Fatty foods like bacon and some fish develop rancidity even when frozen beyond 6-12 months. Lean meats, butter, blanched vegetables, and berries store 12-18 months optimally. Vacuum-sealing extends quality dramatically by preventing freezer burn. For true long-term disaster prep, focus on: vacuum-sealed meats, frozen fruits/vegetables, butter, cheese, and prepared meals. Store flour and grains in the freezer for 2 weeks to kill insect eggs before transferring to airtight containers for shelf storage.

How often should I run my freezer on a generator during extended cloudy periods?

Run your generator every 2-3 days for 2-3 hours during peak sun hours (if any) to maximize charging efficiency. This prevents deep battery discharge which damages all battery types. A 2000-watt inverter generator consumes about 0.2 gallons of gas per hour, so budget 1-2 gallons weekly for backup. Never run a generator continuously—it’s inefficient and unnecessary. The goal is maintaining battery charge, not directly powering the freezer.

Do I need a pure sine wave inverter for a DC freezer?

No—DC freezers connect directly to batteries, eliminating the inverter entirely. This is their primary advantage. However, if you have other AC loads in your system, use a pure sine wave inverter for those. The freezer bypasses it. If you’re considering an AC freezer (not recommended), pure sine wave is mandatory. Modified sine wave inverters cause motors to run hot, inefficiently, and fail prematurely—exactly what you can’t afford in disasters.

How do I safely dispose of freezer contents if the system fails catastrophically?

Have a plan before disaster strikes. Keep 20 lbs of dry ice on standby for emergencies—it can buy you 2-3 days to can or cook food.
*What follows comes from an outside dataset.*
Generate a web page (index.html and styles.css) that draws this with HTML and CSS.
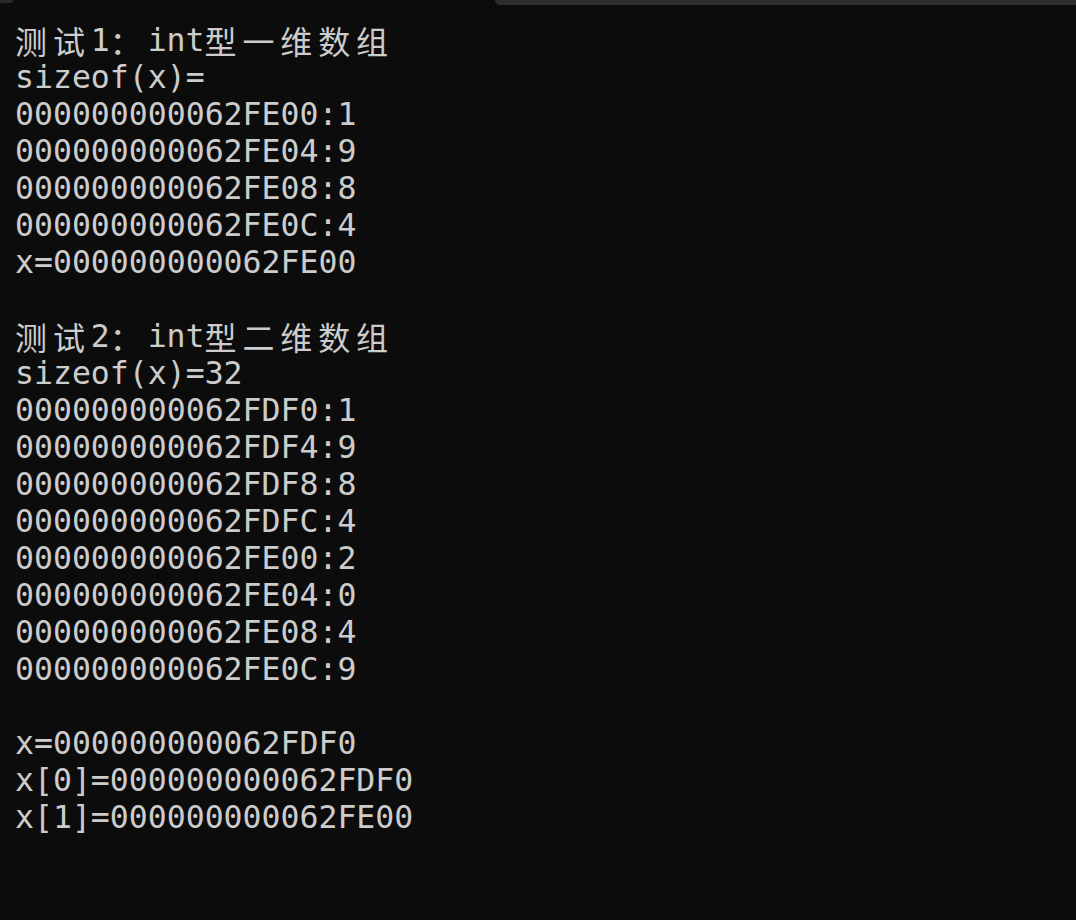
FILE: index.html
```html
<!DOCTYPE html>
<html>
<head>
<meta charset="utf-8">
<link rel="stylesheet" href="styles.css">
</head>
<body>
<div class="tabs"><div class="tab-left"></div><div class="tab-right"></div></div>
<div class="console">
<div class="line"><span class="w">测</span><span class="w">试</span>1<span class="w">：</span>int<span class="w">型</span><span class="w">一</span><span class="w">维</span><span class="w">数</span><span class="w">组</span></div>
<div class="line">sizeof(x)=</div>
<div class="line">000000000062FE00:1</div>
<div class="line">000000000062FE04:9</div>
<div class="line">000000000062FE08:8</div>
<div class="line">000000000062FE0C:4</div>
<div class="line">x=000000000062FE00</div>
<div class="line"></div>
<div class="line"><span class="w">测</span><span class="w">试</span>2<span class="w">：</span>int<span class="w">型</span><span class="w">二</span><span class="w">维</span><span class="w">数</span><span class="w">组</span></div>
<div class="line">sizeof(x)=32</div>
<div class="line">000000000062FDF0:1</div>
<div class="line">000000000062FDF4:9</div>
<div class="line">000000000062FDF8:8</div>
<div class="line">000000000062FDFC:4</div>
<div class="line">000000000062FE00:2</div>
<div class="line">000000000062FE04:0</div>
<div class="line">000000000062FE08:4</div>
<div class="line">000000000062FE0C:9</div>
<div class="line"></div>
<div class="line">x=000000000062FDF0</div>
<div class="line">x[0]=000000000062FDF0</div>
<div class="line">x[1]=000000000062FE00</div>
</div>
</body>
</html>
```
FILE: styles.css
```css
html, body {
  margin: 0;
  padding: 0;
  background: #0c0c0c;
  height: 100%;
  overflow: hidden;
}
.tabs {
  display: flex;
  justify-content: space-between;
  align-items: flex-start;
  height: 5px;
}
.tab-left {
  width: 13px;
  height: 3px;
  background: #2a2a2a;
  border-bottom-right-radius: 3px;
}
.tab-right {
  width: 581px;
  height: 5px;
  background: #2e2e2e;
  border-bottom-left-radius: 5px;
}
.console {
  padding: 17px 0 0 15px;
  font-family: "DejaVu Sans Mono", "Noto Sans CJK SC", monospace;
  font-size: 31.5px;
  line-height: 37px;
  color: #cccccc;
}
.line {
  height: 37px;
  white-space: pre;
}
.w {
  display: inline-block;
  width: 37.9px;
  text-align: left;
  font-family: "Noto Sans CJK SC", sans-serif;
  font-size: 32px;
  line-height: 37px;
  vertical-align: top;
}
```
Know your local burn regulations; in grid-down scenarios, you might need to dispose of spoiled meat by deep burial (3+ feet) far from water sources to prevent contamination and predator attraction. For insurance claims, photograph contents before disasters and maintain digital inventories. Some preppers create a “disaster cookout” plan to process freezer contents immediately when power loss seems inevitable.